### SUPPLIED DATA
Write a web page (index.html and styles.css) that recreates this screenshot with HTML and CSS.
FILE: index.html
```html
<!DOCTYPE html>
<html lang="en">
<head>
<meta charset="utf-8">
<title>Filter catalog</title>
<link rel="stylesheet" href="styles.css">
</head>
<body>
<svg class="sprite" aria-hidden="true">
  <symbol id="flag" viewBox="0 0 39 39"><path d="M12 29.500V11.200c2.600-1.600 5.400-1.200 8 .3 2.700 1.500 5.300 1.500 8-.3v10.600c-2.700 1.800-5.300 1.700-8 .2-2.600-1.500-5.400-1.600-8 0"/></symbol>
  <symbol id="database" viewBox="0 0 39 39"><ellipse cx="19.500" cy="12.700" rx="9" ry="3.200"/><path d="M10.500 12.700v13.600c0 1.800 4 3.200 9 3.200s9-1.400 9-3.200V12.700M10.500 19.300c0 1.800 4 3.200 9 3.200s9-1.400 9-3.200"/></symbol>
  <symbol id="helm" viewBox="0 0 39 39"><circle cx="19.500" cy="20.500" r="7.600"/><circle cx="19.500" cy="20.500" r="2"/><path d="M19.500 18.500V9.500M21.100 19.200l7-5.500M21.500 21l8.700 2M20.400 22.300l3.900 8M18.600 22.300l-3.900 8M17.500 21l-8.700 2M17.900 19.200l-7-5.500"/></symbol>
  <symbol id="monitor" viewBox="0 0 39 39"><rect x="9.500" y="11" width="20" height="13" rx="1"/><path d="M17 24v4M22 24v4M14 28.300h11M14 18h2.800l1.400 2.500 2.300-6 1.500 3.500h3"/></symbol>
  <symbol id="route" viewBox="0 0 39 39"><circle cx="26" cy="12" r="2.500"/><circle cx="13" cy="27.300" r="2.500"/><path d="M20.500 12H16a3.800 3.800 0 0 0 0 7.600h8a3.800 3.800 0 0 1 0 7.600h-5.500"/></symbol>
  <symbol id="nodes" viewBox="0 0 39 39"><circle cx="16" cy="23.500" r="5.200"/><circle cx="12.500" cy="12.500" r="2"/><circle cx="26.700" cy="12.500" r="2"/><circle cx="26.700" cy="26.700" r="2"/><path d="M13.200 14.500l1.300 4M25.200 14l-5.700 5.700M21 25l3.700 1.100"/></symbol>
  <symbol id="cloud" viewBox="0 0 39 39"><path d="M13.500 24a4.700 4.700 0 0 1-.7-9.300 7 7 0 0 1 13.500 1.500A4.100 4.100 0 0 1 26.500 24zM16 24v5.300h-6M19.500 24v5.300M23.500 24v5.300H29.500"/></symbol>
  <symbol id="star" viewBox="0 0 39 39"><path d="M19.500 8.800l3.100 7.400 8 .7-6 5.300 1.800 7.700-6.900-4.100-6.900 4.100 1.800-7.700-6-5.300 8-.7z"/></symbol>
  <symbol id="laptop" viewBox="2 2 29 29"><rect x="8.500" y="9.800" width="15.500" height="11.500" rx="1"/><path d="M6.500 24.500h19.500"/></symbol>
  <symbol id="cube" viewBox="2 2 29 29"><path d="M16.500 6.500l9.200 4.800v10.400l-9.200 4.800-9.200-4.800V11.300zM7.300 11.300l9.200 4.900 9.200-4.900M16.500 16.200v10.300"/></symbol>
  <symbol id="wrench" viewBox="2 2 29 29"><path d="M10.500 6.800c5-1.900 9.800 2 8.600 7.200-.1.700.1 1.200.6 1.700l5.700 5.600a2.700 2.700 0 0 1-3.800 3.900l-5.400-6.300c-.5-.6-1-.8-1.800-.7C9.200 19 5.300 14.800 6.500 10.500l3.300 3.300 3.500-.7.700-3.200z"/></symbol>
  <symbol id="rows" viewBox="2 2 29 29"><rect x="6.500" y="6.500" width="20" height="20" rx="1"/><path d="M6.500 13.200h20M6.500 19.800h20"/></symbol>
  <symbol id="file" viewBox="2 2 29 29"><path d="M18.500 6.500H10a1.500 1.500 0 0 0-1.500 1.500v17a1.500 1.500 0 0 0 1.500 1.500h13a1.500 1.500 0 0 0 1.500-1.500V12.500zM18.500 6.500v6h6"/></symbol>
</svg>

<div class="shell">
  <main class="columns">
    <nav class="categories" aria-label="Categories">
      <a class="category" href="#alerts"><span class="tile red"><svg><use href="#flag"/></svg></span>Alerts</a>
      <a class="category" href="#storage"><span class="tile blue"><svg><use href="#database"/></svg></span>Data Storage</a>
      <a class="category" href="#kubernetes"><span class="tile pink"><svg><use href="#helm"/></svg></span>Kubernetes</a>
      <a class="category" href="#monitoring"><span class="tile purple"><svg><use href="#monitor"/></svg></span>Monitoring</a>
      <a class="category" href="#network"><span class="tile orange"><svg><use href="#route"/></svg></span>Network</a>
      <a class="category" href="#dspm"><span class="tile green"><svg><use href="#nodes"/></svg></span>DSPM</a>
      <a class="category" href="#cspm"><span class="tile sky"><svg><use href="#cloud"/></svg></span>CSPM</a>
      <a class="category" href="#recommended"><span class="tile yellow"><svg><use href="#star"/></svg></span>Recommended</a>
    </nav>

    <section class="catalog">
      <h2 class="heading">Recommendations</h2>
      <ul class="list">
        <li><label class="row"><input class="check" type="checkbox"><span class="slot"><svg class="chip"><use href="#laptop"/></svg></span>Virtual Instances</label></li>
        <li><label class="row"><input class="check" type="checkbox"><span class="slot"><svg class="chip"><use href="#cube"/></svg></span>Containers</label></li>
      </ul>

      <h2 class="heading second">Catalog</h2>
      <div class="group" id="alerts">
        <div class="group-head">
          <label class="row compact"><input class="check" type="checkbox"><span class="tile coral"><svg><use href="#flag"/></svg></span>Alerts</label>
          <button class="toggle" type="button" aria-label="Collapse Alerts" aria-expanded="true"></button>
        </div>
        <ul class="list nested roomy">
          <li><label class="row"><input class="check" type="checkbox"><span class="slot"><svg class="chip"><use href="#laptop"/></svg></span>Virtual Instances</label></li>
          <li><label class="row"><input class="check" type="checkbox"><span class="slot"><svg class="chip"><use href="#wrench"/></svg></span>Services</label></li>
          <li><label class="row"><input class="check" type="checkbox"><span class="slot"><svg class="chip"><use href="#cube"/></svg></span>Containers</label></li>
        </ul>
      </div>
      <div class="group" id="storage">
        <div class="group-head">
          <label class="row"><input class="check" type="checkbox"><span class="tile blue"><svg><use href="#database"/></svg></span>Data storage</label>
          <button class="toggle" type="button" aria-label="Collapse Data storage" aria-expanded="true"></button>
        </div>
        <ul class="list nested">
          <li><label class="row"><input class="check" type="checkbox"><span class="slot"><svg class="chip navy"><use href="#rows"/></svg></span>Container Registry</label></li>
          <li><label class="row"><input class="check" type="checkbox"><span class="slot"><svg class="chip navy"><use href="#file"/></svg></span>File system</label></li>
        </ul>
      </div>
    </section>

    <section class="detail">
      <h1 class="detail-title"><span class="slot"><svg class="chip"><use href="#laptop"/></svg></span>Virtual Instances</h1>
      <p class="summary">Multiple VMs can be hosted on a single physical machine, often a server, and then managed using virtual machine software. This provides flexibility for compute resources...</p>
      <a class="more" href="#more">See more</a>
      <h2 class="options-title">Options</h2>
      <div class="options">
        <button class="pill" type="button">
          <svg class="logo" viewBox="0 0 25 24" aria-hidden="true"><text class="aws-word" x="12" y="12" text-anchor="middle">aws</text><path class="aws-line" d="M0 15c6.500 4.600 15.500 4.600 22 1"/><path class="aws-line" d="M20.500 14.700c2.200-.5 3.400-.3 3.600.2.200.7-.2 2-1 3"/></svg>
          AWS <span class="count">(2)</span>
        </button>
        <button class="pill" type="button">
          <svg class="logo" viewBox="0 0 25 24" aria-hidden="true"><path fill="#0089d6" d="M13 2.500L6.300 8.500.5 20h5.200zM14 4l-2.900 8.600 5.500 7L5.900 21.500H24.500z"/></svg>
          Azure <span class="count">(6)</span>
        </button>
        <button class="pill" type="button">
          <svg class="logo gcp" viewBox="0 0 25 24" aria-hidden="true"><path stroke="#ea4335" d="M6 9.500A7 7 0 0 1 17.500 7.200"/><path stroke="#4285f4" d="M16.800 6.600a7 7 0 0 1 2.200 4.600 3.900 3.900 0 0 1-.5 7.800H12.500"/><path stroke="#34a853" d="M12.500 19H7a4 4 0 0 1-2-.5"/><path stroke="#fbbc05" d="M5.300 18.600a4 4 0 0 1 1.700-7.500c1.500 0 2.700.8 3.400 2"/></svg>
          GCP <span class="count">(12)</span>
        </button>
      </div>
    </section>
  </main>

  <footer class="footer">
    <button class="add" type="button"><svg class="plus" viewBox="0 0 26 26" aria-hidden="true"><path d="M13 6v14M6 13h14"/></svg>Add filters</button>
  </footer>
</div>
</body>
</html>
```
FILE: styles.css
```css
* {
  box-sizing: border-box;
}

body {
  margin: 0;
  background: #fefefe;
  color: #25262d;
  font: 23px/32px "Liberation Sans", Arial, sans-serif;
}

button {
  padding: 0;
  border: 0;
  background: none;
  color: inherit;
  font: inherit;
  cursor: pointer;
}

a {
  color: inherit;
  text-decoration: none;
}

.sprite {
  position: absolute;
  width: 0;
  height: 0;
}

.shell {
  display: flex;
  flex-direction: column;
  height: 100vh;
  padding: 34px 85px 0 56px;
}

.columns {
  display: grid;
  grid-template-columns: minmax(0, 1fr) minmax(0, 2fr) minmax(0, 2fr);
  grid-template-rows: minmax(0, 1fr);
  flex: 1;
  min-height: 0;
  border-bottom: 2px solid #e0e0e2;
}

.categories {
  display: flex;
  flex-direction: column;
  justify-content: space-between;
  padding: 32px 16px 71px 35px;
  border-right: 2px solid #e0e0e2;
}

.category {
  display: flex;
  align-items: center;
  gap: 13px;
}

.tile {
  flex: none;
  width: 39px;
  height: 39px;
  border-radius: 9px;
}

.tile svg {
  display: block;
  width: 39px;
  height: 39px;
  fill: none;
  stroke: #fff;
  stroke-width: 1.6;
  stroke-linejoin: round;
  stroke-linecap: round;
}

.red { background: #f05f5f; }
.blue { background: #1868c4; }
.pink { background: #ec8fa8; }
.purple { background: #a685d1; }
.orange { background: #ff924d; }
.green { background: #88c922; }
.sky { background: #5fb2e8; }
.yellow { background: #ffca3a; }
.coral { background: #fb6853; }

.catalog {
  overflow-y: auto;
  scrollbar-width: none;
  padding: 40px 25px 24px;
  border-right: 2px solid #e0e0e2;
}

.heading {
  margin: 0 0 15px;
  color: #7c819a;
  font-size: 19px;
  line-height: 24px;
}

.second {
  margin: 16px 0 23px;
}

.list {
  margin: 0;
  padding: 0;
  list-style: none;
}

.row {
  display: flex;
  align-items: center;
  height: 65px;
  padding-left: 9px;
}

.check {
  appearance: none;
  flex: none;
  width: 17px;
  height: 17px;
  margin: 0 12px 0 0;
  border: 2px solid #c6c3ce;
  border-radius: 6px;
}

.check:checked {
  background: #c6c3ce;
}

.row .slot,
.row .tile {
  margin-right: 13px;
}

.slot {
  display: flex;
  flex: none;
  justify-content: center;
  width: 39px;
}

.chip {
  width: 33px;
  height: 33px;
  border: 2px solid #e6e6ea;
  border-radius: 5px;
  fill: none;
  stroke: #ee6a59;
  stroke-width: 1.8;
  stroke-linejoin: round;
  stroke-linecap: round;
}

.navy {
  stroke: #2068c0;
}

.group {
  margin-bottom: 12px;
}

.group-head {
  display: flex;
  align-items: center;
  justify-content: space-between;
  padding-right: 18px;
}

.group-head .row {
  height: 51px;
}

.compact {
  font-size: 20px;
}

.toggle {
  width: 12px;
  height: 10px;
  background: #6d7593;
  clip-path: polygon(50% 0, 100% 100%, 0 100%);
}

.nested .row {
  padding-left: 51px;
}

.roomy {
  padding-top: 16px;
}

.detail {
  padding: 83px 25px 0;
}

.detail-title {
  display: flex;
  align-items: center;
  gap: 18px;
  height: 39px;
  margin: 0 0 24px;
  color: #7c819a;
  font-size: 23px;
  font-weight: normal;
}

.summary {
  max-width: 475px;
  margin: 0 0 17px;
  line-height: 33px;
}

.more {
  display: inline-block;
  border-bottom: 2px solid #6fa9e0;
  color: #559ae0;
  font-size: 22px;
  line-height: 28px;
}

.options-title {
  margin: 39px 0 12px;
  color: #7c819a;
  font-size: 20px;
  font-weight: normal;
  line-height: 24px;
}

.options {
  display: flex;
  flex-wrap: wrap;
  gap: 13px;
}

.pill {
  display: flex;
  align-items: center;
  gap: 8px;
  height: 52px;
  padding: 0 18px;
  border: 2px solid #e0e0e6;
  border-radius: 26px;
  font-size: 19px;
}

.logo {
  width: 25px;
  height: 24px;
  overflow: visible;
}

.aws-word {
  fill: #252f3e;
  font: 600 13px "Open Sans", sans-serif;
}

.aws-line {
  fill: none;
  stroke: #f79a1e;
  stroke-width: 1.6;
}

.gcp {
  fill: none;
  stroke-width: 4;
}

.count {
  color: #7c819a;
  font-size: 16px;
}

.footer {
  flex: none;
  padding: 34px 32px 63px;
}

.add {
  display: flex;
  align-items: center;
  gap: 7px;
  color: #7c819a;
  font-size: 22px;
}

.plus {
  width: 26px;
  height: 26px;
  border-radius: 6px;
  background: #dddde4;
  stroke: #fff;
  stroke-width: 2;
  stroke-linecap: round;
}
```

### WHAT YOU WILL DO
Filter the listing above for the string "styles" and copy every matching line.

### FINAL ANSWER
Write a web page (index.html and styles.css) that recreates this screenshot with HTML and CSS.
<link rel="stylesheet" href="styles.css">
FILE: styles.css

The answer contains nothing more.